Is SLSA Level 3 necessary for most container supply chain security programs?

For most commercial container deployments, SLSA Level 2 with comprehensive SBOM and vulnerability scan attestations provides greater practical security improvement than Level 3 without those attestations. Level 3 addresses hermetic build environment guarantees relevant to the most sensitive threat models—where an adversary could influence the build environment itself—but the infrastructure investment is high and the marginal security gain over Level 2 is limited for standard workloads. The highest-value combination is Level 2 provenance plus a signed SBOM attestation plus a signed vulnerability scan result.

What is Cosign keyless signing and how does it support SLSA supply chain security implementation?

Cosign keyless signing uses the CI system’s OIDC token—in GitHub Actions, this is the workflow’s identity—to obtain a short-lived certificate from Sigstore’s Fulcio CA and sign the container image or attestation, with the signing event logged to the Rekor transparency log.
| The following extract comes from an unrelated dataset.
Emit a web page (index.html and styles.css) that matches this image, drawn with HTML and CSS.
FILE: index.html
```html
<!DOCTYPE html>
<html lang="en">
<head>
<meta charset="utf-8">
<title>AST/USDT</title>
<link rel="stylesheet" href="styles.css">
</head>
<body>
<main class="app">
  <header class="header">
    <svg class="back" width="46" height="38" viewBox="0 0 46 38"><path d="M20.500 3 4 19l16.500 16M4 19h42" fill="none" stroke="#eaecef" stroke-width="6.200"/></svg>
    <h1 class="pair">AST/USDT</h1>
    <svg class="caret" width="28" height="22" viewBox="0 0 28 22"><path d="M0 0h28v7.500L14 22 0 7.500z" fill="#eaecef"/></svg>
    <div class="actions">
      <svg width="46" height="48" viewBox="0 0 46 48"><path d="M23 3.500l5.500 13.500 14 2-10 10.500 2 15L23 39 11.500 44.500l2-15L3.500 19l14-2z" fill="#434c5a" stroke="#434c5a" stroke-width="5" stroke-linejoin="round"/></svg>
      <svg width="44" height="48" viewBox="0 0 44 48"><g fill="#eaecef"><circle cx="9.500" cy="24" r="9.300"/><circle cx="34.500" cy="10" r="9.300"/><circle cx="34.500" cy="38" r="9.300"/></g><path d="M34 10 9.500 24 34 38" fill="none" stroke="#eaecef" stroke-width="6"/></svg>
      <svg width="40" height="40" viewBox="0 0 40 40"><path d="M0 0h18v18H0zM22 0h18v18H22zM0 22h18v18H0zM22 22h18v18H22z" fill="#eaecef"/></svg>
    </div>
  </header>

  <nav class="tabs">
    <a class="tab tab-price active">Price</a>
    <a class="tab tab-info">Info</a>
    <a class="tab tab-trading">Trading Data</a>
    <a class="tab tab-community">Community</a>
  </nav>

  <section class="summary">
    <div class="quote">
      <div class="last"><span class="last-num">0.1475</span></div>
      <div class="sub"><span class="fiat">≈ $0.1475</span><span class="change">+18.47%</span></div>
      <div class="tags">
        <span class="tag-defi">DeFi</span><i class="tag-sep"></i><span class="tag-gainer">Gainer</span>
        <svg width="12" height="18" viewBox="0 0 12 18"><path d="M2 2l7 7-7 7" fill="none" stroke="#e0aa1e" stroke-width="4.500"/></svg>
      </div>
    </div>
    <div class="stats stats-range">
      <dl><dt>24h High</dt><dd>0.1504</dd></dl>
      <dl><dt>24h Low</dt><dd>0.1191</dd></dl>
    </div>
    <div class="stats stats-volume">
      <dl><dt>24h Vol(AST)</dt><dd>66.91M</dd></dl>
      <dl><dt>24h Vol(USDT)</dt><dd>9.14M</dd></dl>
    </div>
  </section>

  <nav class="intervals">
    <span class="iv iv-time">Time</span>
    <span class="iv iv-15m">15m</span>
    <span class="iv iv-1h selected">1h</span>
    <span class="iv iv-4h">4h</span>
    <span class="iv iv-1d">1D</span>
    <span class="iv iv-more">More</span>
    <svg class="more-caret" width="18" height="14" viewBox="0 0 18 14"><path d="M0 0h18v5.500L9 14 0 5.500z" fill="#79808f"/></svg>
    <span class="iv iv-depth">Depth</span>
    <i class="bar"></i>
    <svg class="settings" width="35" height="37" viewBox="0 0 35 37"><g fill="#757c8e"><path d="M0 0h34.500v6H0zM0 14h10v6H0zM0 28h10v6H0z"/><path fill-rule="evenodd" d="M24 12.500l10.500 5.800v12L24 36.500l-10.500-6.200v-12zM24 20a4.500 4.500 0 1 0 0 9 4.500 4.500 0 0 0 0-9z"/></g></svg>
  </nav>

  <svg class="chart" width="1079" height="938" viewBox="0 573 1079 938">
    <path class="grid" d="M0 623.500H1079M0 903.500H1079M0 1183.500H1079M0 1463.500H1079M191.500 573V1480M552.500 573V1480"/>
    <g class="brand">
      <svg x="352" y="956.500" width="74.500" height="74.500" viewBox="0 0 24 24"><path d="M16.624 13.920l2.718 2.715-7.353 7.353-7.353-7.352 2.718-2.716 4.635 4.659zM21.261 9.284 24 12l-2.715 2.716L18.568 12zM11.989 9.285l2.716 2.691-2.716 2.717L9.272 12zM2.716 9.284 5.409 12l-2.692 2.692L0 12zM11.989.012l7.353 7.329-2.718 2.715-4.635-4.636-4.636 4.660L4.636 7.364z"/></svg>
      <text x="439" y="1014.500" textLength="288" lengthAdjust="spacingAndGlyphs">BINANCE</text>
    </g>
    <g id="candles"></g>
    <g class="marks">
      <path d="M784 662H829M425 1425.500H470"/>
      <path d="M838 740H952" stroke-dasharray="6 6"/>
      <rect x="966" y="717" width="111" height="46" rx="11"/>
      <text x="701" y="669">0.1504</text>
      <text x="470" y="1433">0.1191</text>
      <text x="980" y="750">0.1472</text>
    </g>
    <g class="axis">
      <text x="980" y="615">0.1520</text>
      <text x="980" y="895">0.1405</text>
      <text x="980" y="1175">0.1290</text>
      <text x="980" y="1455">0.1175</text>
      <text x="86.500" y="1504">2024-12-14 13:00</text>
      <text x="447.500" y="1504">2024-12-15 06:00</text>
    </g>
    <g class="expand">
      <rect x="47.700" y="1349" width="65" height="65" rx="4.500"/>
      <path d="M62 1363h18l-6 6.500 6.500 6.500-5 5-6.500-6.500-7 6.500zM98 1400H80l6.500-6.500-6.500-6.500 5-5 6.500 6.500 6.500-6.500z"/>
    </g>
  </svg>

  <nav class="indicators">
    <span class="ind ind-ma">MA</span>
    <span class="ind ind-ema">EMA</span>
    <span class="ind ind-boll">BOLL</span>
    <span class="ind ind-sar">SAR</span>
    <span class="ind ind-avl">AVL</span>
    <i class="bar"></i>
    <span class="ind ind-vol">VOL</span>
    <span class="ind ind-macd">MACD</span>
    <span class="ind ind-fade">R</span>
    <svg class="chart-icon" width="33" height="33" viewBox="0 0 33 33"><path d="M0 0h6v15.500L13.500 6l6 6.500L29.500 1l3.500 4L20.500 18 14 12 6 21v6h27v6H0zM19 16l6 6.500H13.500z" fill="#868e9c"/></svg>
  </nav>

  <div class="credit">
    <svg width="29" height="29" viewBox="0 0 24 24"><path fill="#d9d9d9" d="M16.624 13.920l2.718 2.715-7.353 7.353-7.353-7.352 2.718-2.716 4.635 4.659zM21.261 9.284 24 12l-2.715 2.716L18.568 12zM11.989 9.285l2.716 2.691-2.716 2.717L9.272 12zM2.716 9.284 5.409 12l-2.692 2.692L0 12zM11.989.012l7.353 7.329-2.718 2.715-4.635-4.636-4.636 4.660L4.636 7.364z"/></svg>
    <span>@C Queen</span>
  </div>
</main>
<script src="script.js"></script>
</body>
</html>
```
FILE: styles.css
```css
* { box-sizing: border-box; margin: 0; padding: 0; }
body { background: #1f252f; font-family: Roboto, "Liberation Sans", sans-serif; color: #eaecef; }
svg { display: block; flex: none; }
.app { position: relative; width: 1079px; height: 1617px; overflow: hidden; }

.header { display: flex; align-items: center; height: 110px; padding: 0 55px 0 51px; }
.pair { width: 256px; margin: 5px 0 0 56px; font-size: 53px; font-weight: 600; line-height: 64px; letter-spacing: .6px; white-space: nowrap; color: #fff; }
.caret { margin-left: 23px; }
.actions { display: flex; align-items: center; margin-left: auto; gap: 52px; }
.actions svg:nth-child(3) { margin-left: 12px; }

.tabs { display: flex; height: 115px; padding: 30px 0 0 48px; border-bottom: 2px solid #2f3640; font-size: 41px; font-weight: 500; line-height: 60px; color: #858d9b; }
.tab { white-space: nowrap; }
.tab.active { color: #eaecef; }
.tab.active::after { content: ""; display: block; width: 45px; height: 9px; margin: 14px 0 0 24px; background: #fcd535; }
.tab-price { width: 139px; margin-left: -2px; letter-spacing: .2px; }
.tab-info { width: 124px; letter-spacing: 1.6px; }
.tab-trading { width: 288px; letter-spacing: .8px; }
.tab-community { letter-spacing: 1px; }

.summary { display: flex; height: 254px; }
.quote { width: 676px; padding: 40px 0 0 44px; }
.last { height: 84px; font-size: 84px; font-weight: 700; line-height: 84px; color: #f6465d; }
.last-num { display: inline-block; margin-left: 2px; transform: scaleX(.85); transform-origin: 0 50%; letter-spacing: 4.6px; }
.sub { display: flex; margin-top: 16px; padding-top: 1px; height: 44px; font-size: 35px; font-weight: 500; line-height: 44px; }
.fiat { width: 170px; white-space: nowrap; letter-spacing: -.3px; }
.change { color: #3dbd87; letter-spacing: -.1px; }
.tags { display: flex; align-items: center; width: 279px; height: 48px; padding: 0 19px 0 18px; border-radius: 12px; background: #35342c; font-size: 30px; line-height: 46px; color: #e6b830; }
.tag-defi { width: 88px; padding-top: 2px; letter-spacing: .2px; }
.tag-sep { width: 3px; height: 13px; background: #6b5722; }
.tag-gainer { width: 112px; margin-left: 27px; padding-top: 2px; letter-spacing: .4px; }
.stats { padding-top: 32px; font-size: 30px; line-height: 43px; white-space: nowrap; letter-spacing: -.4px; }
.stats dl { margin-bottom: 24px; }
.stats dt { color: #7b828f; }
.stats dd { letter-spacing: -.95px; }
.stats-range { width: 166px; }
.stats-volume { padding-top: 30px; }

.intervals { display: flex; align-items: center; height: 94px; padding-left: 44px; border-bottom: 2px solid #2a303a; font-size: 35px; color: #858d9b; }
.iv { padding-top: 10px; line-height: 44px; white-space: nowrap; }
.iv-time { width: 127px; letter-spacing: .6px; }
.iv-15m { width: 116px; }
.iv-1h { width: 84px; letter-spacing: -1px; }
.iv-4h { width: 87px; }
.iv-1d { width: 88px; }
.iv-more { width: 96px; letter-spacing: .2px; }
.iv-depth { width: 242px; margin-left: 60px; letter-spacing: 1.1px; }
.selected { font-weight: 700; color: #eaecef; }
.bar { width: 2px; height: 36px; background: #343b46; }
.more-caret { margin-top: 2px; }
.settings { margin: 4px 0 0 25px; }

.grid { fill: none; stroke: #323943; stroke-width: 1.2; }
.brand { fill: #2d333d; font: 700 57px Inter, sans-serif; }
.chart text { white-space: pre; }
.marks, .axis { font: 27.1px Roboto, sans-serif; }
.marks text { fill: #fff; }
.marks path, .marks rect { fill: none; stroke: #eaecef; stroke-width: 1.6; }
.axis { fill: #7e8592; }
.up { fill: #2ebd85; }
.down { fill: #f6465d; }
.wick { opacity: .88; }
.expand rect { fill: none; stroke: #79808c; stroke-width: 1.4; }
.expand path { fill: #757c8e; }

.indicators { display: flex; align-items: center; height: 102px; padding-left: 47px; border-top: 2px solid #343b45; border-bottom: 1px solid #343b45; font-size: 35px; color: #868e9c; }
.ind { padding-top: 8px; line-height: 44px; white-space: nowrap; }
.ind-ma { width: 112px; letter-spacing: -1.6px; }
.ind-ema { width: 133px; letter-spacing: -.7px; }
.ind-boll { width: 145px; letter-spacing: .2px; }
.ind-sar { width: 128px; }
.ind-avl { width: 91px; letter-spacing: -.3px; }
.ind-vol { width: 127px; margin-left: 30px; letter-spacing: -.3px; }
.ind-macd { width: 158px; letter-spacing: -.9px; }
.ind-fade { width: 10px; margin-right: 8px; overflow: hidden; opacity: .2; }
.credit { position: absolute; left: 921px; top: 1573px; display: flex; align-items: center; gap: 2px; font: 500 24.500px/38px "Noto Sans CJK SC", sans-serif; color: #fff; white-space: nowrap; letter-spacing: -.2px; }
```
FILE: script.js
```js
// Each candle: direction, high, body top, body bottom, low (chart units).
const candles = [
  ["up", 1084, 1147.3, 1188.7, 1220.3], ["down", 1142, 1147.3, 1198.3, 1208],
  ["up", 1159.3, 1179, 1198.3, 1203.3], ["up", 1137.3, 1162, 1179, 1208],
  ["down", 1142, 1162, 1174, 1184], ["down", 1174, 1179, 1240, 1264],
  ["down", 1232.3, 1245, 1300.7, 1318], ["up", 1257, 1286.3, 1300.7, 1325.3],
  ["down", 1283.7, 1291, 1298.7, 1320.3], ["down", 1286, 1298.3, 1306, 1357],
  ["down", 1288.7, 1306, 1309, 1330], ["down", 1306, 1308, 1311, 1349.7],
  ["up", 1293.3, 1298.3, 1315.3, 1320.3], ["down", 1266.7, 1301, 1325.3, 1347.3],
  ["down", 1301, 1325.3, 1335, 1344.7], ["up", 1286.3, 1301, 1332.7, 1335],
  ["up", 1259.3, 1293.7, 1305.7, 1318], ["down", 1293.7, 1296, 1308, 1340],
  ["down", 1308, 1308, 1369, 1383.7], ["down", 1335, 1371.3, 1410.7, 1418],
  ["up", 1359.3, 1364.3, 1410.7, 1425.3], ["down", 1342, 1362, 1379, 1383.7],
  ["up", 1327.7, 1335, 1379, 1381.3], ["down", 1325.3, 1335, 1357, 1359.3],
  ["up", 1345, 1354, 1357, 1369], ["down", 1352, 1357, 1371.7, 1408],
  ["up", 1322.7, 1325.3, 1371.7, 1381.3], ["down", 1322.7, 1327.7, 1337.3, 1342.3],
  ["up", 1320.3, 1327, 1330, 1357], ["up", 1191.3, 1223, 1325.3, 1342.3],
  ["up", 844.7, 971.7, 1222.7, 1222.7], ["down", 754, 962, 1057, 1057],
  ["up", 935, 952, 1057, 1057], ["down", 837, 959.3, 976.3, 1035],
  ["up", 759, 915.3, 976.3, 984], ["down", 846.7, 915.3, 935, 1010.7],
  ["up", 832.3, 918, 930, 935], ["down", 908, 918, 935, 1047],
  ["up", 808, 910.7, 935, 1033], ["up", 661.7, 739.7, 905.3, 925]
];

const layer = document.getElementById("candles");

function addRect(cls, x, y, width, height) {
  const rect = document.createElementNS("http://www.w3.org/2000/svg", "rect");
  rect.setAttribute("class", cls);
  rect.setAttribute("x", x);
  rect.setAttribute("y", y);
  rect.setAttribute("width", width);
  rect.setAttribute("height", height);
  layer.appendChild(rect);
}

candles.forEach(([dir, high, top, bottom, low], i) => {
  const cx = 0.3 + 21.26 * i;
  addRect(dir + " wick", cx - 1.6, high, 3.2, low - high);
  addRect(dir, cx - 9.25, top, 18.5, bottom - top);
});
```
This provides cryptographic authentication of the build identity without requiring teams to manage long-lived signing keys. Verifiers can confirm that an image was signed by a specific GitHub Actions workflow in a specific repository by checking the Rekor log and verifying the certificate chain back to Fulcio.


Level 2 With Strong Attestation Coverage Is Usually Sufficient

For most organizations, the practical security improvement from Level 2 with comprehensive SBOM and vulnerability attestations exceeds the improvement from Level 3 without those attestations. Level 3 addresses the hermetic build environment requirement; SBOM and scan result attestations address what the build produced.

The highest-value SLSA implementation for container workloads is Level 2 provenance + signed SBOM attestation + signed vulnerability scan result. This combination provides authenticated evidence of how the image was built (Level 2 provenance) and what it contains (SBOM) with current security quality (scan result). Level 3 adds hermetic environment guarantees that matter for the most sensitive threat models but are overkill for most commercial container deployments.